The hallmarks of the housing crisis are well known by now: a lack of affordable properties, with what’s left squalid and low-quality, while other homes sit empty. But a Glasgow letting agent is cutting through the Gordian knot holding people in homelessness, and has provided homes for 1,000 people in the process.
Since being founded in 2013, Homes for Good has been on a mission to transform neglected empty houses into good quality homes for people on low incomes – a “letting agency with a difference”.
“Almost all letting agents see the landlord as their customers. But it’s actually the tenants who are the customers,” says founder Susan Aktemel.
Its model is aimed at addressing a lack of good, low-cost housing in the city. When it launched, Just 3 per cent of approximately 500 two-bedroom properties on the market were both affordable and accessible to people on benefits. And the situation has got worse, says Aktemel.

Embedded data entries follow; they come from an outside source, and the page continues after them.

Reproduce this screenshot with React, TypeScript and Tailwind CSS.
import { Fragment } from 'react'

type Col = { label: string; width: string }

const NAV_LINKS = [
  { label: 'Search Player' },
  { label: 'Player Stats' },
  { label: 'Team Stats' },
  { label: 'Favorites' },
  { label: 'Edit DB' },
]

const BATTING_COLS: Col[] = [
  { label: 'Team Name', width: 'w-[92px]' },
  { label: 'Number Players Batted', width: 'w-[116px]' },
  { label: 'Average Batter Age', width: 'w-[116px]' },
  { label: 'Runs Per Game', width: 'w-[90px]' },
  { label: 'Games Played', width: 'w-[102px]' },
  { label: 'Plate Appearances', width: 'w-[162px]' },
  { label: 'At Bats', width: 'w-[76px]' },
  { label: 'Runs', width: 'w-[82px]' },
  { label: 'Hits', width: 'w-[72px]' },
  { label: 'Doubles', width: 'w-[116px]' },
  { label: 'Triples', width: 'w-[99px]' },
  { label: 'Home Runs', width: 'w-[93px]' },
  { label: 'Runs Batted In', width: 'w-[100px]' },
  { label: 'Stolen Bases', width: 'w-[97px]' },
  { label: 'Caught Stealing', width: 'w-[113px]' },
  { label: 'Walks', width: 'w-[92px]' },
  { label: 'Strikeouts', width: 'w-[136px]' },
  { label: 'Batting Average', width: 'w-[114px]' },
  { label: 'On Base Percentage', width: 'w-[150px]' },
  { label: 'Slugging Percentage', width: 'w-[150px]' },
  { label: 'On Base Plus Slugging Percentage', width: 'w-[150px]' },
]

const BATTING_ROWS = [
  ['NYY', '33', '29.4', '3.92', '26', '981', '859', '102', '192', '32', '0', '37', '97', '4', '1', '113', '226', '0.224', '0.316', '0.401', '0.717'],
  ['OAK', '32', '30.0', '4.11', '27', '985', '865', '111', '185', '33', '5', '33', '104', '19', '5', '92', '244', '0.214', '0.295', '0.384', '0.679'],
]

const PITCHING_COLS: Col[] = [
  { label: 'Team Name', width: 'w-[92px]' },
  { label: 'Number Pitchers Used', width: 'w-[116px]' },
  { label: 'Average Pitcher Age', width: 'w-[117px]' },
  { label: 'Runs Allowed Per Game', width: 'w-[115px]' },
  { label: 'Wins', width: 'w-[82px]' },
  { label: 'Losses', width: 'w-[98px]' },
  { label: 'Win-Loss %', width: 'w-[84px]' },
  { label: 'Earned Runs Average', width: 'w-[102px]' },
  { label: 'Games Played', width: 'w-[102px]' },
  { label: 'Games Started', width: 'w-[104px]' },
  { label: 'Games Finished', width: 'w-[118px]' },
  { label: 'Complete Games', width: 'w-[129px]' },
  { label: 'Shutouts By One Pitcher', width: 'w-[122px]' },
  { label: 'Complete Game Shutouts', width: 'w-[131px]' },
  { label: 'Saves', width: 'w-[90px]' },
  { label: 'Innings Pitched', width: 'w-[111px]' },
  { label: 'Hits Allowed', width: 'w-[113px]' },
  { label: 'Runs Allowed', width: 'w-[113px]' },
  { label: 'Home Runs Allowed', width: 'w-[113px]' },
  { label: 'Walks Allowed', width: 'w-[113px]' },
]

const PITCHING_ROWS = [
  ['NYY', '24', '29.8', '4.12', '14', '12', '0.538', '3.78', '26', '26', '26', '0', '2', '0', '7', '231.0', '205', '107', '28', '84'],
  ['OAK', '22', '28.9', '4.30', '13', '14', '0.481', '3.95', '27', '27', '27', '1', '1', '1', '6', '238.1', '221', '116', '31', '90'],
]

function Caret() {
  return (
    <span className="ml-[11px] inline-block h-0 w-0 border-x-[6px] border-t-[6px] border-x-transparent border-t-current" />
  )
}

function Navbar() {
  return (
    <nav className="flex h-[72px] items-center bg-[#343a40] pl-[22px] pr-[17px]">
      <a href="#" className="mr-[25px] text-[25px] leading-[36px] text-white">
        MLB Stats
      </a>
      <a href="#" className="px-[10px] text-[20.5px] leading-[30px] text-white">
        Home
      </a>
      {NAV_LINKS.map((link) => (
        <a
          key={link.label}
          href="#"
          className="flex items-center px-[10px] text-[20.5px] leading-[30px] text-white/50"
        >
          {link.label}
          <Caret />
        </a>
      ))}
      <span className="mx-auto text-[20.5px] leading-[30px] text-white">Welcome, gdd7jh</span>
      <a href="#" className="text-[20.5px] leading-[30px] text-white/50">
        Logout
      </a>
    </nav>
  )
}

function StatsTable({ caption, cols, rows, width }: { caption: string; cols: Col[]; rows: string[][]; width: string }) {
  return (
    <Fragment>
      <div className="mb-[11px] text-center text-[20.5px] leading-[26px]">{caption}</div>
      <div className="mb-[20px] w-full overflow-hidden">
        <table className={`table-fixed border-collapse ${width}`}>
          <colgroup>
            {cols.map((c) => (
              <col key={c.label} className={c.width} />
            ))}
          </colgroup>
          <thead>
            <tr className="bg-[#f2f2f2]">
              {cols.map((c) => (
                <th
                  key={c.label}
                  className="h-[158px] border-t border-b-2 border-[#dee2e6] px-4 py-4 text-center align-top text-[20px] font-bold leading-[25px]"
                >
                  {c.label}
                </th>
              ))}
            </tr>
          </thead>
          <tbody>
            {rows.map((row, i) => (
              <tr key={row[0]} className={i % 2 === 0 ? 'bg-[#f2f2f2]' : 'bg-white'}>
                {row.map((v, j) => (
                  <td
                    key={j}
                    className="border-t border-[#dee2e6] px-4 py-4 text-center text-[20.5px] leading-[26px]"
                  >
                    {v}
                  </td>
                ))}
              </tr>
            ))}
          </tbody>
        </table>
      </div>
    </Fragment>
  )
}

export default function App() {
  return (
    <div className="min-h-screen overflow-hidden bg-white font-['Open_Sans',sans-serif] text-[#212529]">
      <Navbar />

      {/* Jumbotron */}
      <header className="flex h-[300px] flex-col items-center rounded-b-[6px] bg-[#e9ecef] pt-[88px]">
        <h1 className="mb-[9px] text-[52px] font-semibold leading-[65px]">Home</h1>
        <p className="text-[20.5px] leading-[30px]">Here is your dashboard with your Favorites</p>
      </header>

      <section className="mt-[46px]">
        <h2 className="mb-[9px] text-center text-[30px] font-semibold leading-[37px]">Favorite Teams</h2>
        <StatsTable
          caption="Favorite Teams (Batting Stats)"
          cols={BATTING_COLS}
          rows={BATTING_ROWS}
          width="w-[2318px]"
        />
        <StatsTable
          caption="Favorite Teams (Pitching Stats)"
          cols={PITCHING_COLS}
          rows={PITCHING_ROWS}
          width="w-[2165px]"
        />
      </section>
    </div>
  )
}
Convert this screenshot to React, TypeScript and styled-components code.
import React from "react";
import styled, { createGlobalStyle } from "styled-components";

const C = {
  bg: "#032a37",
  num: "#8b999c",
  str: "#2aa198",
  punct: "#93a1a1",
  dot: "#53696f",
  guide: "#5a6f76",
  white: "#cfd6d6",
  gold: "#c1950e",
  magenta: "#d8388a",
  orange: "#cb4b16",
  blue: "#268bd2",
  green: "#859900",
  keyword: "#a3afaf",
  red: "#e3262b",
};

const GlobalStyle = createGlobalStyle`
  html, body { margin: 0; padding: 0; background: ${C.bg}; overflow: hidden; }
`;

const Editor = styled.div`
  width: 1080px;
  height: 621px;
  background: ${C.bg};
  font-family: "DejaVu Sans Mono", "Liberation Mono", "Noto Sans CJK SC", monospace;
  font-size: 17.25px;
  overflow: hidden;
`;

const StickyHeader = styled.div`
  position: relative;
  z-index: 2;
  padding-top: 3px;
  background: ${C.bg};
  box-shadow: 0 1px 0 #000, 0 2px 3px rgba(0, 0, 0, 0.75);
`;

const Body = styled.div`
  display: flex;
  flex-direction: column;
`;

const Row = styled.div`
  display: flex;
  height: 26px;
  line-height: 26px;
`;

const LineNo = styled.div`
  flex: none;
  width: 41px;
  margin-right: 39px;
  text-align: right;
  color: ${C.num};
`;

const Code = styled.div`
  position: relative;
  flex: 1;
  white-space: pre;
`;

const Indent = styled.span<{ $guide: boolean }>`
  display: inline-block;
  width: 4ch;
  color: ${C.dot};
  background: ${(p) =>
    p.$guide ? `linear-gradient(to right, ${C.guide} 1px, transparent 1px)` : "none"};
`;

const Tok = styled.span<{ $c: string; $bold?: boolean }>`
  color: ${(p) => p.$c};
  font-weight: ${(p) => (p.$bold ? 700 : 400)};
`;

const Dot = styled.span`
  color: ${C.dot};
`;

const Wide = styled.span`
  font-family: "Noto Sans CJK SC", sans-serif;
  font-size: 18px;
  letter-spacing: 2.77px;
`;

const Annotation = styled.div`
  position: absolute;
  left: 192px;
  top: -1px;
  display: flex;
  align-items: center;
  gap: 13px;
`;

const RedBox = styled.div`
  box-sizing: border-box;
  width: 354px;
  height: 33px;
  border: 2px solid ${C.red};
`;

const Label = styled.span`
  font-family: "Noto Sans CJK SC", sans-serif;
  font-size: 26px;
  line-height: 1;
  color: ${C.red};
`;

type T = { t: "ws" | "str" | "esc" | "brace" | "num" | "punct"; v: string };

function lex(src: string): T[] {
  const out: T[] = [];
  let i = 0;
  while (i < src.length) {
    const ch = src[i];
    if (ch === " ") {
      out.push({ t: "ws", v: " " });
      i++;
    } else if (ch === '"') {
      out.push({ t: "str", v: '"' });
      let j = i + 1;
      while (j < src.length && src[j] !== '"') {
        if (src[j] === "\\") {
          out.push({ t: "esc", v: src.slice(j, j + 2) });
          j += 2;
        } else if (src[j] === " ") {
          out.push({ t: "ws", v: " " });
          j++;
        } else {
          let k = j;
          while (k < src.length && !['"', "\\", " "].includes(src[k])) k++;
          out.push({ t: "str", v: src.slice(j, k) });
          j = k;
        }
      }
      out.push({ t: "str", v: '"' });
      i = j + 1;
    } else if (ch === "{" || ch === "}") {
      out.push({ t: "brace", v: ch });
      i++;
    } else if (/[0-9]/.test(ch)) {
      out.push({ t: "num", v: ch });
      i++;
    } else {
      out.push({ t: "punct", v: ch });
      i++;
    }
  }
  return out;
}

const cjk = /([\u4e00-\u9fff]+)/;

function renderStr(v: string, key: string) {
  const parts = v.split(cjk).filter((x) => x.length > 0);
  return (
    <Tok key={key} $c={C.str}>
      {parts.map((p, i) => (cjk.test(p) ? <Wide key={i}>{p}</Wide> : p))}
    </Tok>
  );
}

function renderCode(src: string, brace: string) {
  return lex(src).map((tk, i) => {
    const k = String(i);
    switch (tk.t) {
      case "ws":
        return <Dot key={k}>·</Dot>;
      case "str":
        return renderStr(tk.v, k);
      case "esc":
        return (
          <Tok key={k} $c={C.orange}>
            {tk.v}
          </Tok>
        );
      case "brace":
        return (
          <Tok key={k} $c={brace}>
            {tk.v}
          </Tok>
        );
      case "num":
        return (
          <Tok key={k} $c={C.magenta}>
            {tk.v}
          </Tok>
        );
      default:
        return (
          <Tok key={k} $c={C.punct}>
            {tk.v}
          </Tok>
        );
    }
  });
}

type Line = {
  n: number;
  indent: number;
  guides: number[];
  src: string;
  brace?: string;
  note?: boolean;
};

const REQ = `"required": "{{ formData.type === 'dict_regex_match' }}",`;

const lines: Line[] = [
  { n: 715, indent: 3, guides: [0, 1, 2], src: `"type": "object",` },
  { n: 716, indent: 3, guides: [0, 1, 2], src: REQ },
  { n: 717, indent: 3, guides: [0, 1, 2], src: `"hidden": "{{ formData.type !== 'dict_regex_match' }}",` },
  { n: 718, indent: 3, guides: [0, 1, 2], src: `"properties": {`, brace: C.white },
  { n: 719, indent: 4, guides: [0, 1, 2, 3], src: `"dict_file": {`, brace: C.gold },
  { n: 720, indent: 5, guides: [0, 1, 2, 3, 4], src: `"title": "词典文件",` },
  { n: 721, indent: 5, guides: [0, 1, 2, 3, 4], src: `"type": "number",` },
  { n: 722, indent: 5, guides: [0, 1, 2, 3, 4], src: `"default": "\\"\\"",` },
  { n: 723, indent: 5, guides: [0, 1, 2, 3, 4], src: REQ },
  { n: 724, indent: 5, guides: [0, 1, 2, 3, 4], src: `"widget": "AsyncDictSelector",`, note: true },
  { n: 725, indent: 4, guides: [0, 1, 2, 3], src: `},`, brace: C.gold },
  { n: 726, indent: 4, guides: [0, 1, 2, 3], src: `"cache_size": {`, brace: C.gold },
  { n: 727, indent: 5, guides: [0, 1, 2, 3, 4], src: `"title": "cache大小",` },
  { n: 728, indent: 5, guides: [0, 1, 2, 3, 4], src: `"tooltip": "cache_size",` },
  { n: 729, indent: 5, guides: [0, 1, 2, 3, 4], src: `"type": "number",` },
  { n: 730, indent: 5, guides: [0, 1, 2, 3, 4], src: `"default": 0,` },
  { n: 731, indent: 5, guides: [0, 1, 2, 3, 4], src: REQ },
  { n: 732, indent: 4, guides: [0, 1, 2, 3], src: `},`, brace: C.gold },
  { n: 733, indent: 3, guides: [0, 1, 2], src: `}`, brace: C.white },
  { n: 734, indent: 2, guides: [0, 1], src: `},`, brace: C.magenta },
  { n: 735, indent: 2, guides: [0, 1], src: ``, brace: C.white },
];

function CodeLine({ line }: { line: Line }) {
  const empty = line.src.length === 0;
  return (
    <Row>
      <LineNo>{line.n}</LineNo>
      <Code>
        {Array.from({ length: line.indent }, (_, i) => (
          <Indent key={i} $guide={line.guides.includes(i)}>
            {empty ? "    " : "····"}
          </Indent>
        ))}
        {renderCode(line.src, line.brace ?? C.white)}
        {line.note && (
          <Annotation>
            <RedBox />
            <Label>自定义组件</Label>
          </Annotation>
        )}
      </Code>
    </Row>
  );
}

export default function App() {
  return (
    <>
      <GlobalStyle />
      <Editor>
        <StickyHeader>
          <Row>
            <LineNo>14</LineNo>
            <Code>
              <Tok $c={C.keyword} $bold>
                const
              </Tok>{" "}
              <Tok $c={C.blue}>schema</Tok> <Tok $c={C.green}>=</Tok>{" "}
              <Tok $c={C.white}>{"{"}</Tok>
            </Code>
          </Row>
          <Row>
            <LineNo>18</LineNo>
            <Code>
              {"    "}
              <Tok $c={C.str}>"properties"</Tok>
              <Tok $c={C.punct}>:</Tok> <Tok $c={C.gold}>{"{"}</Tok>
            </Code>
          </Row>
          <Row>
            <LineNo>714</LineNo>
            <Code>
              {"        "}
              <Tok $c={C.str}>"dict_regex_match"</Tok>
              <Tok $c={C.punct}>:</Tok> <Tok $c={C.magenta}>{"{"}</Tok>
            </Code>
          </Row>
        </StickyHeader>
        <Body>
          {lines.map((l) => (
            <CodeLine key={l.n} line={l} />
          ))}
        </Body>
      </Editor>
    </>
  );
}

Wider efforts have been taking place to address the Scottish housing crisis. An emergency rent freeze and eviction ban will last until March, temporarily protecting residents from significant rent increases. However, this is set to end on April 1, with no extension planned.
In the meantime, demand continues to outstrip supply. Students at the University of Glasgow found themselves scrambling for accommodation, with one flat attracting 500 applications in a matter of hours. The university told students unable to find somewhere to live not to register for their courses.